▶ _DATA PROVIDED_:
==================================================
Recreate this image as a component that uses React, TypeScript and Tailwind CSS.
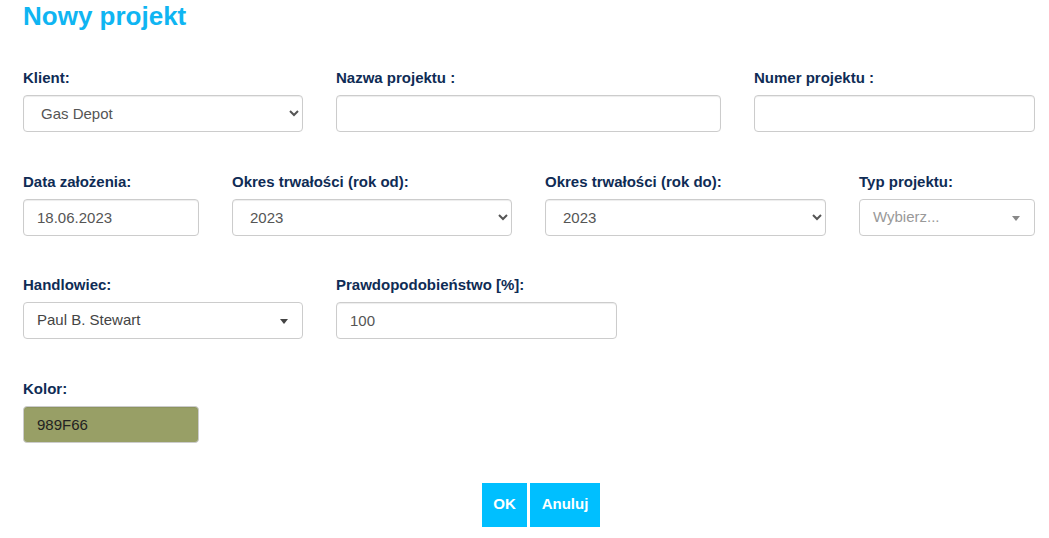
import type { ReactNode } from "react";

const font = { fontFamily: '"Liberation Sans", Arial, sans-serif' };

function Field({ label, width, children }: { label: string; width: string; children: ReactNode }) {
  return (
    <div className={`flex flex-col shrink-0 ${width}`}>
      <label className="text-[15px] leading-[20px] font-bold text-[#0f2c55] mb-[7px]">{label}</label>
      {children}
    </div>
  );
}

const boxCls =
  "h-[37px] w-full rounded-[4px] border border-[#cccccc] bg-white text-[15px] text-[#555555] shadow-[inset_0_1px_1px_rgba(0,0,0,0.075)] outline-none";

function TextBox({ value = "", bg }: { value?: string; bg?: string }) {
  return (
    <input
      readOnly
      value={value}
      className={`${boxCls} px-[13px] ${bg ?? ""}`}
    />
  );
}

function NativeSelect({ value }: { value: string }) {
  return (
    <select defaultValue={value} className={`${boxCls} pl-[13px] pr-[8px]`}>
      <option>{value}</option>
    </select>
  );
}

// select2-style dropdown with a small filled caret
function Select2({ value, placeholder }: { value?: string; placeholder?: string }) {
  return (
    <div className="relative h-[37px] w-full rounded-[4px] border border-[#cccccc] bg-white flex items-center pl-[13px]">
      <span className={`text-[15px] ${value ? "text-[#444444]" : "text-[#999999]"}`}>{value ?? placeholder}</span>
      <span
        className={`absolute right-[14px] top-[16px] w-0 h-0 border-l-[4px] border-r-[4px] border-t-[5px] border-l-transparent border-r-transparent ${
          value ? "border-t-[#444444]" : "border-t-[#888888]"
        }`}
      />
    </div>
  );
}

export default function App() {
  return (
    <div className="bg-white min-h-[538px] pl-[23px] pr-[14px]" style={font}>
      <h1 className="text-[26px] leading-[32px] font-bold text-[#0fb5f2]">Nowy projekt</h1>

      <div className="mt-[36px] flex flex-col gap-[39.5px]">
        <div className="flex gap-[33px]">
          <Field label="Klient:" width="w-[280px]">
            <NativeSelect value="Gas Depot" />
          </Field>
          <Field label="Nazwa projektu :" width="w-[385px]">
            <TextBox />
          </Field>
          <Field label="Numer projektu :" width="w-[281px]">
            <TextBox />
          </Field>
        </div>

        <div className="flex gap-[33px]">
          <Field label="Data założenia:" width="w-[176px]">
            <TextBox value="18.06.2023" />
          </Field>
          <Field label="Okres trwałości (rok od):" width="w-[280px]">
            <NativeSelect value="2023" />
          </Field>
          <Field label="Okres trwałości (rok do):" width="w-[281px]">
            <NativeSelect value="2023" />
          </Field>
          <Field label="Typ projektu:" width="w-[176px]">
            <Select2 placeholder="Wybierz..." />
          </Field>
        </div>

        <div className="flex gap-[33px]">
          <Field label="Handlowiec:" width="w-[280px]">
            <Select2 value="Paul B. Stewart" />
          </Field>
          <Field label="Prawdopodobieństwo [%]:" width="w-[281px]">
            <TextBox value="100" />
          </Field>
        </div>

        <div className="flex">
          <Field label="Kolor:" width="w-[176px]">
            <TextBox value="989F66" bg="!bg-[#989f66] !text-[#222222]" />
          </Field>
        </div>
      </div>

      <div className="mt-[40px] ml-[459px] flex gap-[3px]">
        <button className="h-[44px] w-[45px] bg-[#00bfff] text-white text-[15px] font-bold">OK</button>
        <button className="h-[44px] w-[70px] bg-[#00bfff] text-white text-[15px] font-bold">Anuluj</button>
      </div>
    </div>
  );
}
==================================================
▶ _YOUR GOAL_: Send back the data above word for word, with the pictures left out.

▶ _TASK RESPONSE_:
Recreate this image as a component that uses React, TypeScript and Tailwind CSS.
import type { ReactNode } from "react";

const font = { fontFamily: '"Liberation Sans", Arial, sans-serif' };

function Field({ label, width, children }: { label: string; width: string; children: ReactNode }) {
  return (
    <div className={`flex flex-col shrink-0 ${width}`}>
      <label className="text-[15px] leading-[20px] font-bold text-[#0f2c55] mb-[7px]">{label}</label>
      {children}
    </div>
  );
}

const boxCls =
  "h-[37px] w-full rounded-[4px] border border-[#cccccc] bg-white text-[15px] text-[#555555] shadow-[inset_0_1px_1px_rgba(0,0,0,0.075)] outline-none";

function TextBox({ value = "", bg }: { value?: string; bg?: string }) {
  return (
    <input
      readOnly
      value={value}
      className={`${boxCls} px-[13px] ${bg ?? ""}`}
    />
  );
}

function NativeSelect({ value }: { value: string }) {
  return (
    <select defaultValue={value} className={`${boxCls} pl-[13px] pr-[8px]`}>
      <option>{value}</option>
    </select>
  );
}

// select2-style dropdown with a small filled caret
function Select2({ value, placeholder }: { value?: string; placeholder?: string }) {
  return (
    <div className="relative h-[37px] w-full rounded-[4px] border border-[#cccccc] bg-white flex items-center pl-[13px]">
      <span className={`text-[15px] ${value ? "text-[#444444]" : "text-[#999999]"}`}>{value ?? placeholder}</span>
      <span
        className={`absolute right-[14px] top-[16px] w-0 h-0 border-l-[4px] border-r-[4px] border-t-[5px] border-l-transparent border-r-transparent ${
          value ? "border-t-[#444444]" : "border-t-[#888888]"
        }`}
      />
    </div>
  );
}

export default function App() {
  return (
    <div className="bg-white min-h-[538px] pl-[23px] pr-[14px]" style={font}>
      <h1 className="text-[26px] leading-[32px] font-bold text-[#0fb5f2]">Nowy projekt</h1>

      <div className="mt-[36px] flex flex-col gap-[39.5px]">
        <div className="flex gap-[33px]">
          <Field label="Klient:" width="w-[280px]">
            <NativeSelect value="Gas Depot" />
          </Field>
          <Field label="Nazwa projektu :" width="w-[385px]">
            <TextBox />
          </Field>
          <Field label="Numer projektu :" width="w-[281px]">
            <TextBox />
          </Field>
        </div>

        <div className="flex gap-[33px]">
          <Field label="Data założenia:" width="w-[176px]">
            <TextBox value="18.06.2023" />
          </Field>
          <Field label="Okres trwałości (rok od):" width="w-[280px]">
            <NativeSelect value="2023" />
          </Field>
          <Field label="Okres trwałości (rok do):" width="w-[281px]">
            <NativeSelect value="2023" />
          </Field>
          <Field label="Typ projektu:" width="w-[176px]">
            <Select2 placeholder="Wybierz..." />
          </Field>
        </div>

        <div className="flex gap-[33px]">
          <Field label="Handlowiec:" width="w-[280px]">
            <Select2 value="Paul B. Stewart" />
          </Field>
          <Field label="Prawdopodobieństwo [%]:" width="w-[281px]">
            <TextBox value="100" />
          </Field>
        </div>

        <div className="flex">
          <Field label="Kolor:" width="w-[176px]">
            <TextBox value="989F66" bg="!bg-[#989f66] !text-[#222222]" />
          </Field>
        </div>
      </div>

      <div className="mt-[40px] ml-[459px] flex gap-[3px]">
        <button className="h-[44px] w-[45px] bg-[#00bfff] text-white text-[15px] font-bold">OK</button>
        <button className="h-[44px] w-[70px] bg-[#00bfff] text-white text-[15px] font-bold">Anuluj</button>
      </div>
    </div>
  );
}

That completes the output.